Gosh, it was going swell .... a bumble bee isn't a world class flyer and as they buzzed around, you could knock 'em over left center field fence ..... good fun it was.  My little brother and I had slayed a dozen or so when we noticed that you didn't even have to move a post anymore to stir 'em up .... Actually, it was imperative to keep swinging to stay even with 'em.  Then it got to the point, we were sorta fighting 'em off ..... then they overwhelmed us ..... dang, I had a fairly good straw hat on so just took it off and whacked a few with it for some relief.  Did I mention we were back-peddling pretty fast, too ...... Well, really, to tell the truth, we were running like hell.  Finally outrun the things and I put my hat on ... one of the rascals was in the hat from one of my wild swings and bit me square on the head.  I reached up to brush him off, and he bit again on the thumb and was stuck in my hair.  Oh Durn .. at all risk, I grabbed him and threw him on the ground along with a fair amount of my hair.  Then run some more.   My left eye swelled shut and my thumb wouldn't fit in a 2 inch pipe ... plus it hurt like the devil ..... Dad came by and said "I thought I told you guys to leave those bees alone".   Bees are still in Dad's post as far as I know.
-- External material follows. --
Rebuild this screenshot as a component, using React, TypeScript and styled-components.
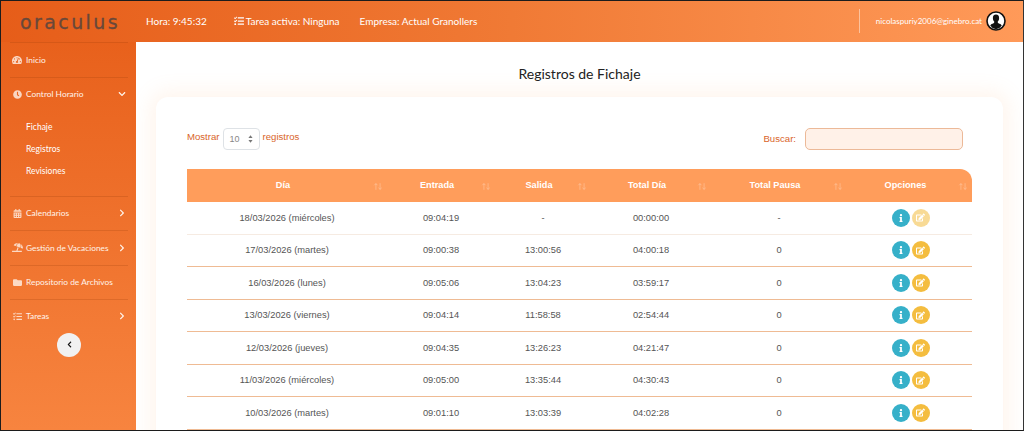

    Now my Granpa "Pappy" had a few hives of honey bees, too.  He could go open the top of the hive and check on his bees and never get a sting at all ..... I think the bees liked him or something.  Once in a while, he would even open the top of a hive and break off a little piece of honeycomb for each of us kids to eat ... never a sting .... don't know how he did it.  But there was a cow tank just across the road from the hives and the bees went there often for a drink of water .....
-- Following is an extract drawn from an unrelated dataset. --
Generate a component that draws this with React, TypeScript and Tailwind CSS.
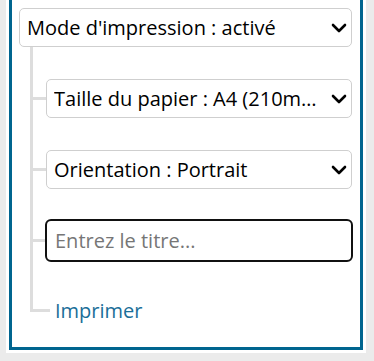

    Only problem was, this was us kids' swimming tank, too.  Normally, if you just stayed a bit quiet, the bees would drink and fly away.  However, it was kinda fun to splash water on 'em when they crawled down the side of the tank to drink ... actually, you could wet 'em up good and they would fall in the water ..... So we were swimming and wetting bees and having fun one hot ol' July afternoon ..... but the bees got mad.  Worse yet, they went to the hive and got reinforcements and we got stung a couple of times each .....  not a problem, we just ducked under water and up for air and under water again and so on.  Heck of it was, soon we were underwater more than most fish and it was getting serious .. a couple more stings each and we decided to make a run for it.  We decided to head down the road since the pasture had sand burrs in it ... so on the count of three, we hauled it under the fence and down the road with a gob of bees right behind us ...... Forgot to mention, we didn't have clothes on -- NONE.  Only a few cars a day came by our house, but wouldn't you know, ol' Ms. Foster would come by in her '37 Plymouth on her way home from town.  You could hear her car a mile away because she only used second gear ... said high gear made the car go too fast ..... so she ran it in second with the RPM's around 5,000 it seemed.  Sounded like a 747 taking off.  But what to do ... us naked as jaybirds, running for our lives and Ms. Foster coming down the road.  Hell, there was nothing else to do ... we just waved at her and kept on going.  She later told my Mom .. she said "Well, I swan".... whatever that means .....

   Now I got in a fight at school that year ..... it was the last day of school, too and we just had to appear in the morning and get our report cards.  Then out to play on the school ground 'til the bus came by to take us home for the summer vacation....

    Well, me and Jimmy Loucks disagreed over whether he was out or safe at first.  One thing led to another and as eight year olds normally do, we took our case to fist court over at Knuckle Junction.  I was doing fairly well, but Jimmy got in a couple of dandies and I had a nose bleed... but you shoulda seen him.  Don't really know how it would have turned out, since the next thing we know, here's a couple of big old No. 12 white and brown wing tip shoes in front of us .... Oh Damn, the Principle, Mr. Green (actually we called him Mr. Gang Green, but dang carefully, mind you).  He grabbed me and Jimmy by the back of our collars and yanked us clear off the ground and marched us both off toward the school.  Mr. Gang was about seven feet tall and skinny as a starved snake .... as he strode toward the school with one of our shirt collars in each hand, my shirt was about to choke me to death and I was still mad at Jim.  So I took one more hellofa swing at Jim across the front of Mr. Gang Green .. I missed but when Jimmy swung back, we tripped the Principle and he fell all over both of us for fully five minutes.  There was a hell of a pile of elbows, knees, kids and giant on the ground.  Gang skinned his right elbow and tore a hole in the knee of his khaki britches .... he was in no good mood.  Right then, I wished I hadn't took another swipe at Jim ..... on into the school and certain death.  He made us go to the bathroom and wash up then sat us down in his office.  Said he was going to call our folks, but out in the country where we lived there was no phones.. ha, ha.  So he gave us a stern lecture and sentenced us to 'NO recesses' for three months -- next fall, since this was the last day of school.  Had to sit there 'til the bus came, too.  Went all the way thru school with Jimmy and we were good friends ever since.  I still think he was 'out' at first base though.